C’est souvent par hasard, en se baladant dans les rues du Vieux-Québec, que les citoyens ou les touristes font la dé couverte de la rue Sous-le-Cap. Et cette rue ne manque pas de les surprendre ou de les étonner. La Nouvelle-France semble ne pas avoir pu s’échapper de cette étroite rue que surplombent des passerelles. Il n’y a pas d’autres rues comme celle-là à Québec.
AU PIED DU CAP DU SAULT-AU-MATELOT
De sombres passages permettent d’atteindre la rue Sous-le-Cap. Entre deux vieilles maisons de la rue Saint-Paul, on peut emprunter le passage de la Demi-Lune. Entre deux édifices de la rue du Sault-au-Matelot, l’escalier du passage du Chien mène à la rue Sous-le-Cap.
Tout en faisant une courbe, la rue Sous-le-Cap longe le pied de l’impressionnante falaise que les gens de la Nouvelle-France avaient pris coutume d’appeler le « cap du Sault-au-Matelot ». Les remparts de la rue des Remparts, édifiés au début du XlXe siècle par les autorités militaires britanniques, dominent la falaise. Il y avait au XVlle siècle une petite chute d’eau dans la falaise, ce que l’on appelait un « sault ». La légende veut qu’un jour, un matelot, ou un chien appelé Matelot, tomba au bas de la falaise, ce qui serait à l’origine du nom du Sault-au-Matelot. L’érudit toponymiste Jean Poirier se demandait en 2000 si le fameux matelot n’était pas Guillaume Couillard (1591-1663) qui vécut au haut de la falaise. Dans l’un de ses écrits, Champlain évoqua le fait que Couillard avait déjà été matelot.
D’UTILES PASSERELLES
La rue Sous-le-Cap apparut au temps de la Nouvelle-France, au XVllle siècle. Par cette rue, lorsque l’on venait de la place Royale et de la rue du Sault-au-Matelot, on pouvait se rendre au palais de l’intendant et au-delà. Des maisons furent érigées du côté nord de la rue Sous-le-Cap. L’estuaire de la rivière Saint-Charles étant beaucoup plus large que de nos jours, les eaux de la rivière atteignaient l’arrière des maisons lors des marées hautes. Les propriétaires, ne pouvant construire leur hangar à l’arrière de leur maison, les bâtirent plutôt du côté sud de la rue Sous-le-Cap, les adossant à la falaise. Pour relier leur maison à leur hangar, ils construisirent des passerelles au-dessus de la rue. Depuis lors, la coutume se poursuit.

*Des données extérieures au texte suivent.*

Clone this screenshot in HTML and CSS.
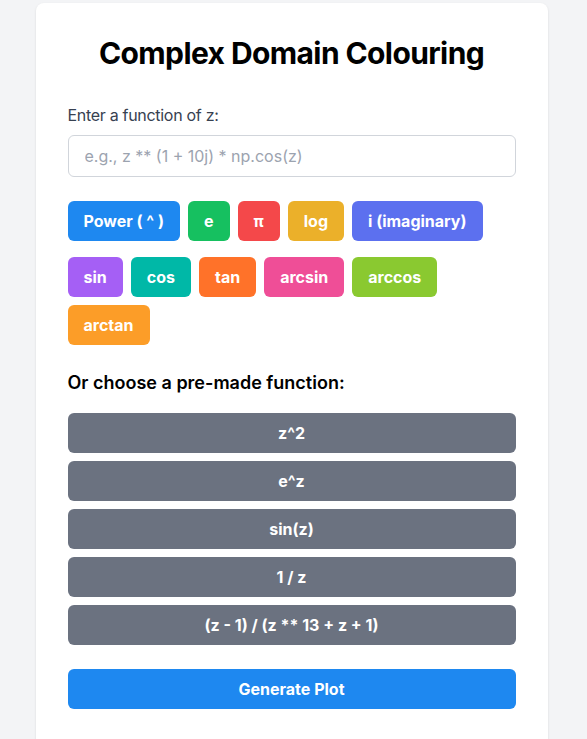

UN MATELOT, DES CHIENS, UN CAP
Quoiqu’elle fût toujours dominée par le cap, notre rue ne s’est pas toujours appelée Sousle-Cap. Le plus ancien nom qu’on lui connaît est celui de « Petite rue du Sault-au-Matelot ». Ce qui la distinguait de la « grande » rue du Sault-au-Matelot. C’est le nom officiel qui apparaissait dans les annuaires de la ville au XlXe siècle. Toutefois, comme le rappelait James MacPherson Lemoine en 1875, les citoyens l’appelaient communément la « ruelle des Chiens ». Quinze ans plus tard, en 1890, l’abbé Louis Beaudet nous dit dans son guide de Québec que la rue est encore appelée Petite rue
du Sault-au-Matelot ou ruelle des Chiens, et ajoute que l’on a commencé à l’appeler aussi rue Sous-le-Cap. Avec le temps, ce dernier nom s’est imposé.
De nos jours, la rue Sous-le-Cap a un aspect propret et bien tenu. Mais il n’y a pas si longtemps, encore dans les années 1960, avec ses flaques d’eau, ses chiens qui aboyaient, ses chats maigres qui longeaient les murs, ses enfants pauvrement vêtus qui quêtaient et ses cordes à linge au-dessus de la rue avec leurs vêtements dégoulinants, la rue Sous-le-Cap avait un aspect misérabiliste. De vieilles gravures, photographies et cartes postales en témoignent.